The city of Jerusalem is portrayed as exclusively Arab. Nothing is said about the strong connection of the Jews to the city historically and at present, both religiously and nationally. The facts that the Jews constitute the absolute majority in the city today, and have done so for some 120 years, and that it serves as Israel's capital are ignored. Jewish holy places there are not mentioned as such. Rather, it is said that Jerusalem is facing Israeli attempts at Judaization.

Tolerance is an ideal taught in the PA schools, mainly from an Islamic perspective. The present conflict and the Jews, however, are not mentioned within that context, save for a brief sentence in a Christian Education textbook that implies tolerance toward Israelis. Furthermore, in what is presented as one of the outstanding examples of Islamic tolerance, namely, that shown to the Christians of Jerusalem after its capture by Umar bin al-Khattab, it is just the Jews who do not benefit from it.

Peace with Israel is never mentioned, let alone encouraged. Indeed there is at least one text that holds out the hope of final victory and the disappearance of the Israelis as such from the region. The Oslo Accord of 1993 is now presented as part of the violent struggle against Israel and inserted between the two Intifadas of 1987 and 2000.

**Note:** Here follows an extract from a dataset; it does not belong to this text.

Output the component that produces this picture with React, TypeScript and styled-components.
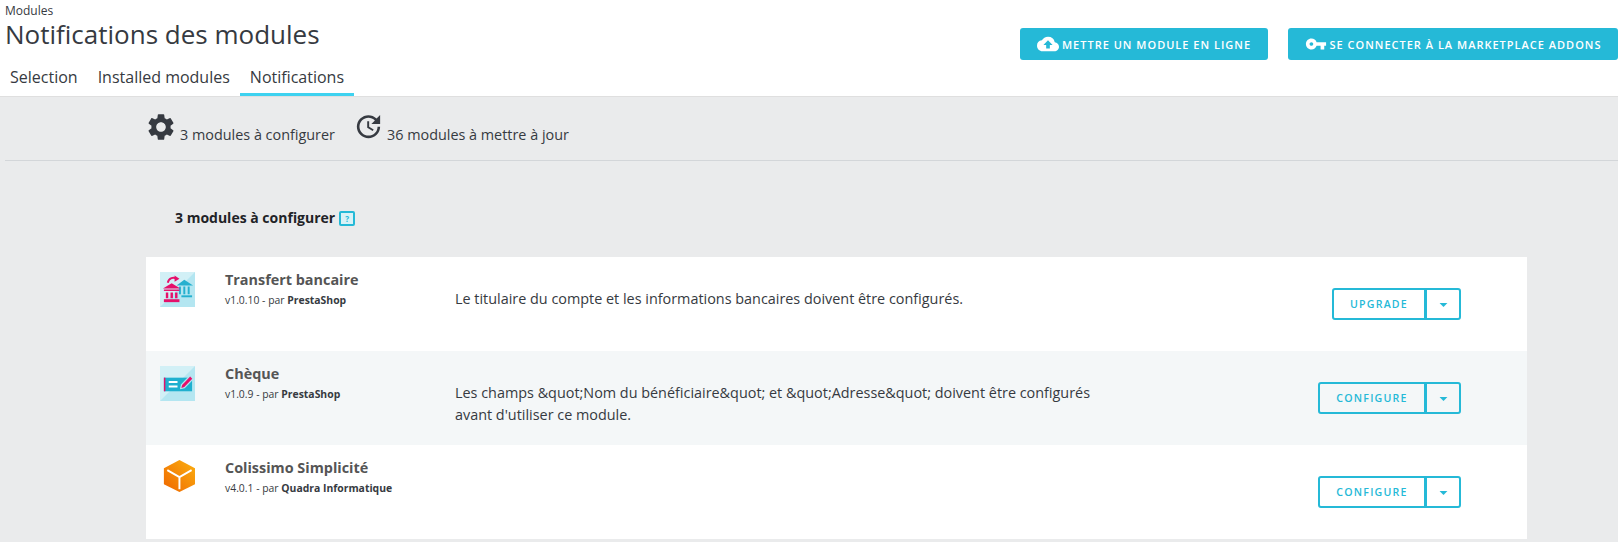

Instead, there are several favorable references to war and power, enhanced by the glorification of Jihad and martyrdom.

As before, terror against Israel is not mentioned. But there are positive references to “martyrs” and “prisoners-of-war” within the context of the struggle against Israel. For example, in the fifth grade textbook Our Beautiful Language, martydom is exalted and glorified: "The martyrs kiss it (Palestine's flag) with their blood. In Linguistic Sciences, the book mentions that "the martyr's rank is above all ranks," and that "the martyrs vie with each other" to die in order to travel to their wedding (in Muslim belief, the martyr is wed to 72 virgins in Heaven).

This latest issue of textbooks includes much more objective information about Western history and civilization than before, but, at times, also features a biased attitude, especially in the context of Imperialism. There are other cases that betray a non-sympathetic attitude to the West, such as the presentation of European Renaissance as a direct offshoot of Islamic Medieval civilization and the portrayal of Western knowledge as potentially harmful to Islam.

In summary, the above findings in the light of the criteria followed by CMIP indicate only too clearly that this latest issue of PA textbooks too does not meet international standards as far as the attitude to the “other” and to peace is concerned. Though short-lived and minute nuances of improvement have been noticed at times during the last five years, including in this latest issue, the bottom line is unequivocally clear: The PA project of school textbook publishing has not contributed, and still does not contribute, to peace and reconciliation with Israel. Rather, the opposite is true. There are still two grades - eleven and twelve - that are supposed to receive their new books next year.